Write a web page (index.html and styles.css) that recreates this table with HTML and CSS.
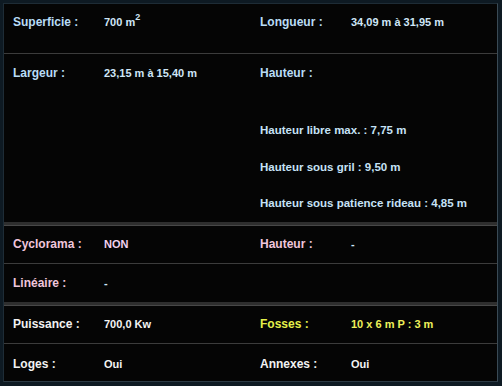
FILE: index.html
```html
<!DOCTYPE html>
<html lang="fr">
<head>
<meta charset="utf-8">
<title>Fiche technique</title>
<link rel="stylesheet" href="styles.css">
</head>
<body>
<div class="frame">
  <div class="sheet">
    <div class="row row-first">
      <div class="cell"><span class="label blue">Superficie :</span><span class="value">700 m<sup>2</sup></span></div>
      <div class="cell"><span class="label blue">Longueur :</span><span class="value">34,09 m à 31,95 m</span></div>
    </div>
    <div class="row sep">
      <div class="cell"><span class="label blue">Largeur :</span><span class="value">23,15 m à 15,40 m</span></div>
      <div class="cell stack">
        <span class="label blue">Hauteur :</span>
        <ul class="heights">
          <li>Hauteur libre max. : 7,75 m</li>
          <li>Hauteur sous gril : 9,50 m</li>
          <li>Hauteur sous patience rideau : 4,85 m</li>
        </ul>
      </div>
    </div>
    <div class="row sep-thick">
      <div class="cell"><span class="label pink">Cyclorama :</span><span class="value pinkv">NON</span></div>
      <div class="cell"><span class="label pink">Hauteur :</span><span class="value">-</span></div>
    </div>
    <div class="row sep">
      <div class="cell"><span class="label pink">Linéaire :</span><span class="value">-</span></div>
      <div class="cell"></div>
    </div>
    <div class="row sep-thick">
      <div class="cell"><span class="label white">Puissance :</span><span class="value whitev">700,0 Kw</span></div>
      <div class="cell"><span class="label yellow">Fosses :</span><span class="value yellowv">10 x 6 m P : 3 m</span></div>
    </div>
    <div class="row sep row-last">
      <div class="cell"><span class="label white">Loges :</span><span class="value whitev">Oui</span></div>
      <div class="cell"><span class="label white">Annexes :</span><span class="value whitev">Oui</span></div>
    </div>
  </div>
</div>
</body>
</html>
```
FILE: styles.css
```css
html, body {
  margin: 0;
  padding: 0;
  background: #0e1a23;
}
body {
  width: 502px;
  height: 386px;
  overflow: hidden;
  font-family: "Liberation Sans", Arial, sans-serif;
  font-weight: bold;
}
.frame {
  padding: 3px 4px 2px 3px;
}
.sheet {
  background: #050505;
  border: 1px solid #1e2c36;
  border-right-color: #3a4a55;
  border-bottom-color: #2c3a44;
  height: 379px;
  box-sizing: border-box;
  display: flex;
  flex-direction: column;
}
.row {
  display: grid;
  grid-template-columns: 247px 1fr;
  padding: 12px 0 12px;
}
.row-first {
  padding: 11px 0 24px;
}
.row-last {
  flex: 1;
  padding-top: 13px;
}
.sep {
  border-top: 1px solid #3c3c3c;
}
.sep-thick {
  border-top: 3px solid #2e2e2e;
  box-shadow: inset 0 1px 0 #484848;
}
.cell {
  display: flex;
  align-items: flex-start;
  line-height: 14px;
}
.cell:first-child {
  padding-left: 9px;
}
.cell:last-child {
  padding-left: 9px;
}
.label {
  width: 91px;
  flex: none;
  font-size: 12px;
}
.value {
  font-size: 11px;
  color: #cfe6f7;
}
.value sup {
  font-size: 9px;
  line-height: 0;
  vertical-align: 6px;
}
.stack {
  flex-direction: column;
}
.heights {
  list-style: none;
  margin: 43px 0 0;
  padding: 0;
  font-size: 11.5px;
  color: #c6e2f6;
}
.heights li {
  line-height: 14px;
  margin-bottom: 22.5px;
}
.heights li:last-child {
  margin-bottom: 0;
}
.blue { color: #b9dcf6; }
.pink { color: #f0c6dc; }
.pinkv { color: #f3d2ef; }
.white { color: #f2f2f2; }
.whitev { color: #f4f4f4; }
.yellow { color: #e4f04a; }
.yellowv { color: #eef05a; }
```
■ ■ ■ ■
The request = Return every line above that contains the word "index".

Response to this exercise =
Write a web page (index.html and styles.css) that recreates this table with HTML and CSS.
FILE: index.html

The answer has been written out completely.